#### SOURCE EXCERPT
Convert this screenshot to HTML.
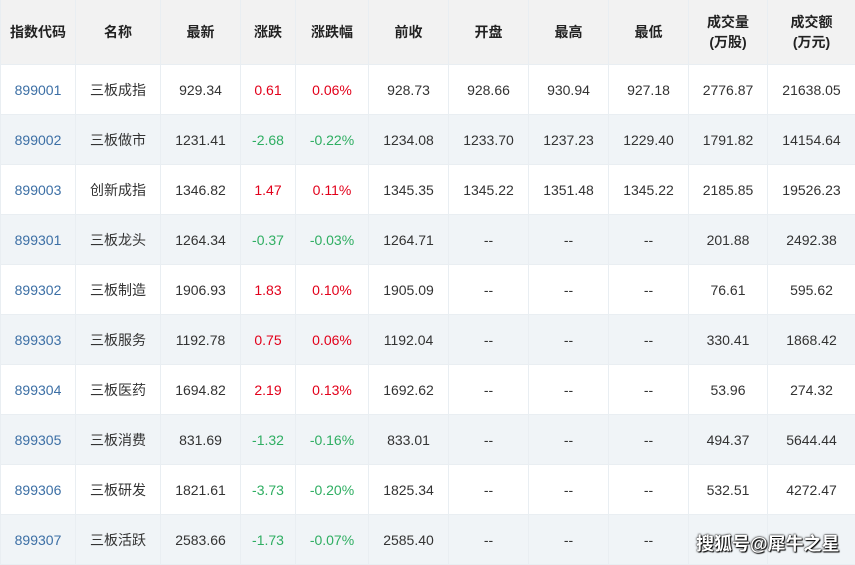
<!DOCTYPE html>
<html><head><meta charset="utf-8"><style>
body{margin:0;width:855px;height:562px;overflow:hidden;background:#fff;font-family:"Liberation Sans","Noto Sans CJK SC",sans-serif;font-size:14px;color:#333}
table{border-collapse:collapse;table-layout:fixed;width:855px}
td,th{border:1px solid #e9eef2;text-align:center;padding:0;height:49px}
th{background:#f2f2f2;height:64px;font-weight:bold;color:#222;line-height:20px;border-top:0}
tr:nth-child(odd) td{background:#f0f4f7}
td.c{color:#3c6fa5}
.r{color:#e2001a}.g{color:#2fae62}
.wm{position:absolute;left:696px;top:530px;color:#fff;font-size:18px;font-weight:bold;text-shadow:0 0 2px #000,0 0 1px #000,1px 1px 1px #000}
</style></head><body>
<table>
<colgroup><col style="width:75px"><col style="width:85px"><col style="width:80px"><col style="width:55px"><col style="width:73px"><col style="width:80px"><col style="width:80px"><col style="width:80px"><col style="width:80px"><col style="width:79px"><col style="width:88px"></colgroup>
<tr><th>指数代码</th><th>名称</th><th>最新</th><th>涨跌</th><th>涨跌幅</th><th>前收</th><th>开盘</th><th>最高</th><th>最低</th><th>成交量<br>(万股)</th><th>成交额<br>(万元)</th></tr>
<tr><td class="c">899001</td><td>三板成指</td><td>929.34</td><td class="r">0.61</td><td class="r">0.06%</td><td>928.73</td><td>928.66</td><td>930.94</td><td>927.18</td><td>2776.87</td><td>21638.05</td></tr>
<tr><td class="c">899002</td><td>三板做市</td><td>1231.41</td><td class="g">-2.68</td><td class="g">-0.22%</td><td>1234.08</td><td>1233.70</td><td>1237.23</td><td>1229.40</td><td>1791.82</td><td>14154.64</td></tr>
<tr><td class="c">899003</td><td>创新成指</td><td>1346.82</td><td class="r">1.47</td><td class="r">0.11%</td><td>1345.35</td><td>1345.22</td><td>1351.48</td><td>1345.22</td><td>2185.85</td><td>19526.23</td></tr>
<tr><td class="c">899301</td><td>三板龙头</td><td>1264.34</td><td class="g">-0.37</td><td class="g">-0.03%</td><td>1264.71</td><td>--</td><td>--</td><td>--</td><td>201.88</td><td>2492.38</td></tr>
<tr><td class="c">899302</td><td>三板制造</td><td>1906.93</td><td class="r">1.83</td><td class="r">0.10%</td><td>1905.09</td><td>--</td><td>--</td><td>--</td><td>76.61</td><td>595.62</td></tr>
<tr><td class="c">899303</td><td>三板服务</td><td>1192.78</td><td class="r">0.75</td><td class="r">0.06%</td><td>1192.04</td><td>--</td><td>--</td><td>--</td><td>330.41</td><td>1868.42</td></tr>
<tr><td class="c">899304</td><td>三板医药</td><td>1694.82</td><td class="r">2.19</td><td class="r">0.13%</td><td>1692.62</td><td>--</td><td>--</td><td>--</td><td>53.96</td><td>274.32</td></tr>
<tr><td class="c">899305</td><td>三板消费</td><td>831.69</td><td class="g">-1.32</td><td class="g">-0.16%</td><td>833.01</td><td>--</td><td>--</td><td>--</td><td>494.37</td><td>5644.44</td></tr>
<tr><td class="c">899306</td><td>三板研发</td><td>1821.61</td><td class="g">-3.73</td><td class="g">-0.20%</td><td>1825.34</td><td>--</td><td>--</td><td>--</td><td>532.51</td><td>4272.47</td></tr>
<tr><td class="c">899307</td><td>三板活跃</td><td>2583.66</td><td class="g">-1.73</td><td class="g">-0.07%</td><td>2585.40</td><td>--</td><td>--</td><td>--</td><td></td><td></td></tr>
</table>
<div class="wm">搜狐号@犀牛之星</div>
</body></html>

#### WRITTEN PROBLEM
Copy the listing over exactly, skipping the pictures it holds.

#### RESULT FOR THIS TASK
Convert this screenshot to HTML.
<!DOCTYPE html>
<html><head><meta charset="utf-8"><style>
body{margin:0;width:855px;height:562px;overflow:hidden;background:#fff;font-family:"Liberation Sans","Noto Sans CJK SC",sans-serif;font-size:14px;color:#333}
table{border-collapse:collapse;table-layout:fixed;width:855px}
td,th{border:1px solid #e9eef2;text-align:center;padding:0;height:49px}
th{background:#f2f2f2;height:64px;font-weight:bold;color:#222;line-height:20px;border-top:0}
tr:nth-child(odd) td{background:#f0f4f7}
td.c{color:#3c6fa5}
.r{color:#e2001a}.g{color:#2fae62}
.wm{position:absolute;left:696px;top:530px;color:#fff;font-size:18px;font-weight:bold;text-shadow:0 0 2px #000,0 0 1px #000,1px 1px 1px #000}
</style></head><body>
<table>
<colgroup><col style="width:75px"><col style="width:85px"><col style="width:80px"><col style="width:55px"><col style="width:73px"><col style="width:80px"><col style="width:80px"><col style="width:80px"><col style="width:80px"><col style="width:79px"><col style="width:88px"></colgroup>
<tr><th>指数代码</th><th>名称</th><th>最新</th><th>涨跌</th><th>涨跌幅</th><th>前收</th><th>开盘</th><th>最高</th><th>最低</th><th>成交量<br>(万股)</th><th>成交额<br>(万元)</th></tr>
<tr><td class="c">899001</td><td>三板成指</td><td>929.34</td><td class="r">0.61</td><td class="r">0.06%</td><td>928.73</td><td>928.66</td><td>930.94</td><td>927.18</td><td>2776.87</td><td>21638.05</td></tr>
<tr><td class="c">899002</td><td>三板做市</td><td>1231.41</td><td class="g">-2.68</td><td class="g">-0.22%</td><td>1234.08</td><td>1233.70</td><td>1237.23</td><td>1229.40</td><td>1791.82</td><td>14154.64</td></tr>
<tr><td class="c">899003</td><td>创新成指</td><td>1346.82</td><td class="r">1.47</td><td class="r">0.11%</td><td>1345.35</td><td>1345.22</td><td>1351.48</td><td>1345.22</td><td>2185.85</td><td>19526.23</td></tr>
<tr><td class="c">899301</td><td>三板龙头</td><td>1264.34</td><td class="g">-0.37</td><td class="g">-0.03%</td><td>1264.71</td><td>--</td><td>--</td><td>--</td><td>201.88</td><td>2492.38</td></tr>
<tr><td class="c">899302</td><td>三板制造</td><td>1906.93</td><td class="r">1.83</td><td class="r">0.10%</td><td>1905.09</td><td>--</td><td>--</td><td>--</td><td>76.61</td><td>595.62</td></tr>
<tr><td class="c">899303</td><td>三板服务</td><td>1192.78</td><td class="r">0.75</td><td class="r">0.06%</td><td>1192.04</td><td>--</td><td>--</td><td>--</td><td>330.41</td><td>1868.42</td></tr>
<tr><td class="c">899304</td><td>三板医药</td><td>1694.82</td><td class="r">2.19</td><td class="r">0.13%</td><td>1692.62</td><td>--</td><td>--</td><td>--</td><td>53.96</td><td>274.32</td></tr>
<tr><td class="c">899305</td><td>三板消费</td><td>831.69</td><td class="g">-1.32</td><td class="g">-0.16%</td><td>833.01</td><td>--</td><td>--</td><td>--</td><td>494.37</td><td>5644.44</td></tr>
<tr><td class="c">899306</td><td>三板研发</td><td>1821.61</td><td class="g">-3.73</td><td class="g">-0.20%</td><td>1825.34</td><td>--</td><td>--</td><td>--</td><td>532.51</td><td>4272.47</td></tr>
<tr><td class="c">899307</td><td>三板活跃</td><td>2583.66</td><td class="g">-1.73</td><td class="g">-0.07%</td><td>2585.40</td><td>--</td><td>--</td><td>--</td><td></td><td></td></tr>
</table>
<div class="wm">搜狐号@犀牛之星</div>
</body></html>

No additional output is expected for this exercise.